Thursday , April 2 2020

Philippine stocks start 2020 as most unloved among its Asian peers


When it comes to Philippine stocks, 2020 so far isn’t looking better than 2019.
Barely two weeks into the new year, and the market is the worst performer among major Asian peers, with overseas fund withdrawals reminiscent of January 2008. Back then, fears of a US recession roiled global shares and pummeled Manila into a bear market.
Last year, Philippine equities were already among the region’s laggards.
Expectations of a weaker peso and fears of regulatory risk over a contract dispute between the government and Manila’s water utilities could be holding back investors from scooping up Philippine equities, even amid the prospects of faster economic growth, according to Rachelle Cruz, an analyst at AP Securities Inc.

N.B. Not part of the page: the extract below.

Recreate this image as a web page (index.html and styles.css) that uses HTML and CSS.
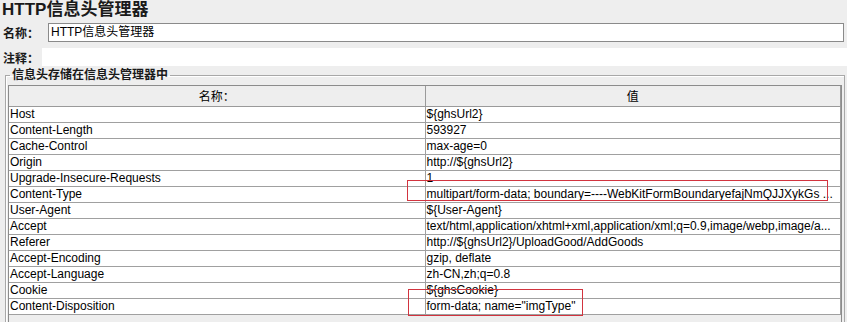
FILE: index.html
```html
<!DOCTYPE html>
<html lang="zh-CN">
<head>
  <meta charset="UTF-8">
  <title>HTTP信息头管理器</title>
  <link rel="stylesheet" href="styles.css">
</head>
<body>
  <div class="title">HTTP信息头管理器</div>

  <div class="row name-row">
    <label class="row-label">名称：</label>
    <div class="field">HTTP信息头管理器</div>
  </div>

  <div class="row note-row">
    <label class="row-label">注释：</label>
    <div class="field plain"></div>
  </div>

  <fieldset class="group">
    <legend>信息头存储在信息头管理器中</legend>
    <div class="scroll">
      <table class="headers">
        <thead>
          <tr><th>名称：</th><th>值</th></tr>
        </thead>
        <tbody>
          <tr><td>Host</td><td>${ghsUrl2}</td></tr>
          <tr><td>Content-Length</td><td>593927</td></tr>
          <tr><td>Cache-Control</td><td>max-age=0</td></tr>
          <tr><td>Origin</td><td>http://${ghsUrl2}</td></tr>
          <tr><td>Upgrade-Insecure-Requests</td><td>1</td></tr>
          <tr><td>Content-Type</td><td>multipart/form-data; boundary=----WebKitFormBoundaryefajNmQJJXykGs ...</td></tr>
          <tr><td>User-Agent</td><td>${User-Agent}</td></tr>
          <tr><td>Accept</td><td>text/html,application/xhtml+xml,application/xml;q=0.9,image/webp,image/a...</td></tr>
          <tr><td>Referer</td><td>http://${ghsUrl2}/UploadGood/AddGoods</td></tr>
          <tr><td>Accept-Encoding</td><td>gzip, deflate</td></tr>
          <tr><td>Accept-Language</td><td>zh-CN,zh;q=0.8</td></tr>
          <tr><td>Cookie</td><td>${ghsCookie}</td></tr>
          <tr><td>Content-Disposition</td><td>form-data; name="imgType"</td></tr>
        </tbody>
      </table>
    </div>
  </fieldset>

  <!-- 红框标注 -->
  <div class="mark mark-type"></div>
  <div class="mark mark-disp"></div>
</body>
</html>
```

FILE: styles.css
```css
*{
  margin: 0;
  padding: 0;
  box-sizing: border-box;
}
html{
  background-color: #eeeeee;
}
body{
  position: relative;
  width: 847px;
  height: 322px;
  overflow: hidden;
  font-family: "Liberation Sans", "Noto Sans CJK SC", sans-serif;
  font-size: 12px;
  color: #000;
}
.title{
  height: 20px;
  line-height: 20px;
  padding-left: 2px;
  font-size: 17px;
  font-weight: bold;
  color: #1a1a1a;
}
.row{
  display: flex;
  align-items: center;
}
.name-row{
  margin-top: 3px;
  height: 19px;
}
.note-row{
  margin-top: 6px;
  height: 18px;
}
.row-label{
  padding-left: 3px;
  font-weight: bold;
  color: #1a1a1a;
}
.name-row .row-label{
  width: 48px;
}
.note-row .row-label{
  width: 42px;
}
.field{
  height: 19px;
  line-height: 17px;
  margin-right: 3px;
  padding-left: 2px;
  flex: 1;
  background-color: #fff;
  border: 1px solid #8a8a8a;
}
.field.plain{
  height: 18px;
  margin-right: 0;
  border: none;
}
.group{
  margin: 2px 3px 0 5px;
  padding: 3px 2px 0 2px;
  border: 1px solid #a8a8a8;
  border-bottom: none;
  box-shadow: inset 1px 1px 0 #fff;
}
.group legend{
  margin-left: 2px;
  padding: 0 2px;
  line-height: 14px;
  font-weight: bold;
  color: #1a1a1a;
}
.scroll{
  height: 237px;
  overflow: hidden;
  border: 1px solid #8c8c8c;
  border-bottom: none;
  background-color: #eeeeee;
}
.headers{
  width: 832px;
  table-layout: fixed;
  border-collapse: collapse;
  background-color: #fff;
}
.headers th{
  height: 20px;
  font-weight: normal;
  text-align: center;
  background-color: #eeeeee;
  border-right: 1px solid #9a9a9a;
  border-bottom: 1px solid #9a9a9a;
}
.headers th:first-child{
  width: 416px;
}
.headers td{
  height: 16px;
  line-height: 15px;
  padding: 0 0 0 1px;
  white-space: nowrap;
  overflow: hidden;
  border-right: 1px solid #a0a0a0;
  border-bottom: 1px solid #a0a0a0;
}
.mark{
  position: absolute;
  border: 1px solid #d2343f;
}
.mark-type{
  left: 407px;
  top: 180px;
  width: 421px;
  height: 21px;
}
.mark-disp{
  left: 408px;
  top: 289px;
  width: 175px;
  height: 27px;
}
```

An added factor is the uncertainty over the passage of measures cutting corporate taxes and incentives, she said.
After clocking a 4.7% gain in 2019 (the regional benchmark surged 16%), Philippine Stock Exchange Index has retreated 0.5% this year as overseas funds have pulled $44 million, one of the biggest outflow in Asia.
The Philippine stock exchange suspended trading on Monday after the government said there’s an imminent threat of a hazardous eruption of the Taal Volcano, now rumbling and spewing ash and smoke just 65 kilometres (40 miles) south of the capital Manila.